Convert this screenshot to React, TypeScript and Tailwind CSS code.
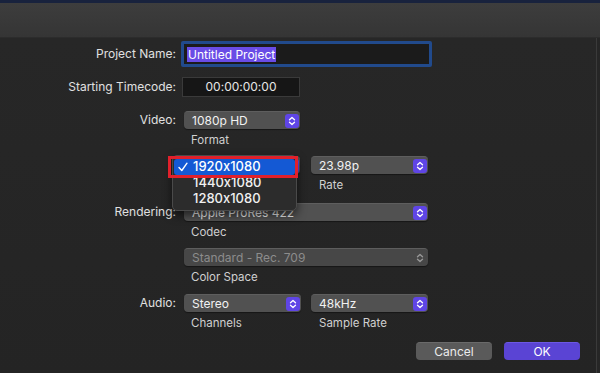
import React from 'react';

function Stepper({ disabled }: { disabled?: boolean }) {
  return (
    <span
      className={`flex h-[14px] w-[14px] items-center justify-center rounded-[3px] ${
        disabled ? 'bg-transparent' : 'bg-[#5f45e6]'
      }`}
    >
      <svg width="8" height="10" viewBox="0 0 8 10" fill="none">
        <path
          d="M1.5 3.8 L4 1.5 L6.5 3.8 M1.5 6.2 L4 8.5 L6.5 6.2"
          stroke={disabled ? '#9a9a9a' : '#ffffff'}
          strokeWidth="1.3"
          strokeLinecap="round"
          strokeLinejoin="round"
        />
      </svg>
    </span>
  );
}

function Popup({ text, width, disabled }: { text: string; width: string; disabled?: boolean }) {
  return (
    <div
      className={`flex h-[18px] items-center justify-between rounded-[4px] border-t border-[#5e5e5e] pl-[8px] pr-[1px] shadow-[0_1px_1px_rgba(0,0,0,0.4)] ${width} ${
        disabled ? 'bg-[#474747] text-[#8c8c8c]' : 'bg-[#515151] text-[#f2f2f2]'
      }`}
    >
      <span className="leading-none">{text}</span>
      <Stepper disabled={disabled} />
    </div>
  );
}

function Row({ label, children, className = '' }: { label?: string; children: React.ReactNode; className?: string }) {
  return (
    <div className={`flex items-center ${className}`}>
      <div className="w-[176px] text-right text-[#e0e0e0]">{label}</div>
      <div className="ml-[6px] flex items-center">{children}</div>
    </div>
  );
}

function SubLabels({ items, className = '' }: { items: string[]; className?: string }) {
  return (
    <div className={`flex h-[14px] items-center pl-[191px] text-[11.5px] text-[#d0d0d0] ${className}`}>
      {items.map((s, i) => (
        <span key={s || i} className={i === 0 ? 'w-[128px]' : ''}>
          {s}
        </span>
      ))}
    </div>
  );
}

export default function App() {
  const sizes = ['1920x1080', '1440x1080', '1280x1080'];

  return (
    <div className="relative flex h-[373px] w-[600px] flex-col overflow-hidden bg-[#262626] font-['Inter',sans-serif] text-[12px] [font-feature-settings:'calt'_0]">
      <div className="h-[3px] bg-[#18223d]" />
      <div className="h-[35px] border-b border-[#2c2c2c] bg-gradient-to-b from-[#3d3d3d] to-[#353535]" />

      <div className="mr-[3px] flex-1 border-r border-[#3a3a3a] bg-gradient-to-b from-[#272727] to-[#242424] pt-[3px]">
        {/* Project name */}
        <Row label="Project Name:" className="h-[26px]">
          <div className="-ml-[1px] flex h-[26px] w-[251px] items-center rounded-[2px] border-[3px] border-[#214a8c] bg-[#1b1b1b] pl-[3px]">
            <span className="bg-[#6a4ce6] px-[1px] leading-[15px] text-white">Untitled Project</span>
          </div>
        </Row>

        {/* Timecode */}
        <Row label="Starting Timecode:" className="mt-[10px] h-[20px]">
          <div className="flex h-[20px] w-[118px] items-center justify-center border border-[#3a3a3a] bg-[#161616] text-[#e6e6e6]">
            00:00:00:00
          </div>
        </Row>

        {/* Video */}
        <Row label="Video:" className="mt-[14px] h-[18px]">
          <div className="ml-[2px]">
            <Popup text="1080p HD" width="w-[116px]" />
          </div>
        </Row>
        <SubLabels items={['Format']} className="mt-[5px]" />

        <Row className="mt-[8px] h-[18px]">
          <div className="ml-[2px] flex gap-[11px]">
            <Popup text="" width="w-[116px]" />
            <Popup text="23.98p" width="w-[117px]" />
          </div>
        </Row>
        <SubLabels items={['', 'Rate']} className="mt-[5px]" />

        {/* Rendering */}
        <Row label="Rendering:" className="mt-[10px] h-[18px]">
          <div className="ml-[2px]">
            <Popup text="Apple ProRes 422" width="w-[244px]" />
          </div>
        </Row>
        <SubLabels items={['Codec']} className="mt-[5px]" />

        <Row className="mt-[8px] h-[18px]">
          <div className="ml-[2px]">
            <Popup text="Standard - Rec. 709" width="w-[244px]" disabled />
          </div>
        </Row>
        <SubLabels items={['Color Space']} className="mt-[5px]" />

        {/* Audio */}
        <Row label="Audio:" className="mt-[9px] h-[18px]">
          <div className="ml-[2px] flex gap-[10px]">
            <Popup text="Stereo" width="w-[117px]" />
            <Popup text="48kHz" width="w-[117px]" />
          </div>
        </Row>
        <SubLabels items={['Channels', 'Sample Rate']} className="mt-[5px]" />

        {/* Buttons */}
        <div className="mt-[11px] flex justify-end gap-[12px] pr-[16px]">
          <button className="h-[18px] w-[76px] rounded-[4px] border-t border-[#6a6a6a] bg-[#5a5a5a] text-[12px] leading-none text-[#ececec]">
            Cancel
          </button>
          <button className="h-[18px] w-[76px] rounded-[4px] border-t border-[#6c58e4] bg-[#5a44d4] text-[12px] leading-none text-white">
            OK
          </button>
        </div>
      </div>

      {/* Open resolution menu */}
      <div className="absolute left-[172px] top-[155px] w-[125px] rounded-[5px] border border-[#4a4a4a] bg-[#2c2c2c] py-[3px] shadow-[0_4px_10px_rgba(0,0,0,0.6)]">
        {sizes.map((s, i) => (
          <div
            key={s}
            className={`relative mx-[1px] flex h-[16px] items-center rounded-[3px] text-[13px] font-medium ${
              i === 0 ? 'bg-[#1459d4] text-white' : 'text-[#f0f0f0]'
            }`}
          >
            <span className="flex w-[19px] items-center pl-[4px]">
              {i === 0 && (
                <svg width="10" height="10" viewBox="0 0 10 10" fill="none">
                  <path d="M1 5.5 L3.8 8.5 L9 1.2" stroke="#ffffff" strokeWidth="1.4" strokeLinecap="round" strokeLinejoin="round" />
                </svg>
              )}
            </span>
            <span>{s}</span>
          </div>
        ))}
      </div>
      {/* Red highlight box */}
      <div className="absolute left-[168px] top-[156px] h-[22px] w-[130px] border-[3px] border-[#e1202b]" />
    </div>
  );
}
___
#### Exercise description
Every line from the top of the material above through the line with "import React from 'react';" should be duplicated exactly, please; leave out the pictures.

#### Task answer
Convert this screenshot to React, TypeScript and Tailwind CSS code.
import React from 'react';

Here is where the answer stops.